### [TASK OBJECTIVE]
The lines from the top of the material below through the line containing "import React from 'react';" are to be printed exactly, with pictures omitted.

[START OF MATERIAL]

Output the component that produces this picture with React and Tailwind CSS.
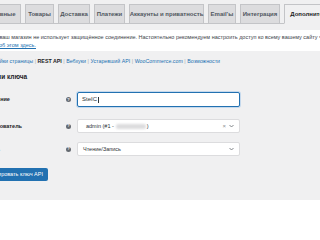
import React from 'react';

const tabs = [
    { label: 'Основные', w: 'w-[42px]' },
    { label: 'Товары', w: 'w-[29px]' },
    { label: 'Доставка', w: 'w-[32px]' },
    { label: 'Платежи', w: 'w-[31px]' },
    { label: 'Аккаунты и приватность', w: 'w-[75px]' },
    { label: 'Email\u2019ы', w: 'w-[28px]' },
    { label: 'Интеграция', w: 'w-[40px]' },
    { label: 'Дополнительно', w: 'w-[60px]', active: true },
];

const subLinks = ['Настройки страницы', 'REST API', 'Вебхуки', 'Устаревший API', 'WooCommerce.com', 'Возможности'];

function HelpTip() {
    return (
        <span className="flex h-[5px] w-[5px] items-center justify-center rounded-full bg-[#646970] text-[4px] font-bold leading-none text-white">
            ?
        </span>
    );
}

function Chevron() {
    return (
        <svg width="5" height="4" viewBox="0 0 10 8" className="text-[#646970]">
            <path d="M1 2 L5 6 L9 2" fill="none" stroke="currentColor" strokeWidth="1.6" />
        </svg>
    );
}

function FieldRow({ label, children, className }) {
    return (
        <div className={`flex items-center ${className}`}>
            <div className="flex w-[89px] items-center justify-between pr-[1px]">
                <span className="text-[5.5px] font-semibold text-[#1d2327]">{label}</span>
                <HelpTip />
            </div>
            <div className="ml-[5px] w-[163px]">{children}</div>
        </div>
    );
}

export default function App() {
    return (
        <div
            className="h-[200px] w-[320px] overflow-hidden bg-[#f0f0f1] text-[#3c434a]"
            style={{ fontFamily: '"Liberation Sans", Arial, sans-serif' }}
        >
            {/* settings tabs */}
            <div className="pt-[4px]">
                <div className="flex h-[20px] gap-[4px] border-b border-[#c3c4c7] -ml-[21px]">
                    {tabs.map((t) => (
                        <div
                            key={t.label}
                            className={`flex h-[20px] shrink-0 items-center justify-center whitespace-nowrap border border-[#c3c4c7] text-[6px] font-semibold ${t.w} ${
                                t.active
                                    ? 'border-b-[#f0f0f1] bg-[#f0f0f1] text-[#1d2327]'
                                    : 'bg-[#dcdcde] text-[#50575e]'
                            }`}
                        >
                            {t.label}
                        </div>
                    ))}
                </div>
            </div>

            {/* https warning */}
            <div className="mt-[6px] bg-white pb-[2px] pt-[3px] -ml-[30px] pl-[4px] border-l-[3px] border-[#dba617]">
                <p className="whitespace-nowrap text-[5.5px] leading-[8px]">
                    Похоже, ваш магазин не использует защищённое соединение. Настоятельно рекомендуем настроить доступ ко всему вашему сайту через HTTPS
                    <br />
                    <a className="text-[#2271b1] underline">Узнайте об этом здесь.</a>
                </p>
            </div>

            <div className="-ml-[17px]">
                {/* sub navigation */}
                <div className="mt-[7px] flex h-[8px] items-center gap-[1.5px] whitespace-nowrap text-[5.3px] -ml-[1px]">
                    {subLinks.map((l, i) => (
                        <React.Fragment key={l}>
                            {i > 0 && <span className="text-[#a7aaad]">|</span>}
                            <a className={l === 'REST API' ? 'font-bold text-[#1d2327]' : 'text-[#2271b1]'}>{l}</a>
                        </React.Fragment>
                    ))}
                </div>

                <h2 className="mt-[6px] h-[10px] text-[6.5px] font-semibold leading-[10px] text-[#1d2327] -ml-[1px]">Детали ключа</h2>

                <FieldRow label="Описание" className="mt-[10px]">
                    <div className="flex h-[15px] items-center rounded-[2px] border border-[#2271b1] bg-white px-[4px] shadow-[0_0_0_1px_#c5d9ed]">
                        <span className="text-[6px] text-[#2c3338]">SteIC</span>
                        <span className="ml-[0.5px] h-[6px] w-[1px] bg-[#2c3338]" />
                    </div>
                </FieldRow>

                <FieldRow label="Пользователь" className="mt-[12px]">
                    <div className="flex h-[14px] items-center rounded-[2px] border border-[#dcdcde] bg-white pl-[8px] pr-[5px]">
                        <span className="text-[5.5px] text-[#2c3338]">admin (#1 -</span>
                        <span className="ml-[2px] h-[5px] w-[30px] rounded-[2px] bg-[#dcdcde] blur-[1px]" />
                        <span className="ml-[1px] text-[5.5px] text-[#2c3338]">)</span>
                        <span className="ml-auto text-[6px] leading-none text-[#8c8f94]">×</span>
                        <span className="ml-[3px] flex"><Chevron /></span>
                    </div>
                </FieldRow>

                <FieldRow label="Права" className="mt-[9px]">
                    <div className="flex h-[14px] items-center rounded-[2px] border border-[#dcdcde] bg-white pl-[5px] pr-[5px]">
                        <span className="text-[5.5px] text-[#2c3338]">Чтение/Запись</span>
                        <span className="ml-auto flex"><Chevron /></span>
                    </div>
                </FieldRow>

                <button className="mt-[12px] -ml-[8px] flex h-[13px] items-center rounded-[2px] bg-[#2271b1] px-[5px] text-[5.5px] text-white">
                    Сгенерировать ключ API
                </button>
            </div>
        </div>
    );
}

[END OF MATERIAL]

### [FULL RESPONSE]
Output the component that produces this picture with React and Tailwind CSS.
import React from 'react';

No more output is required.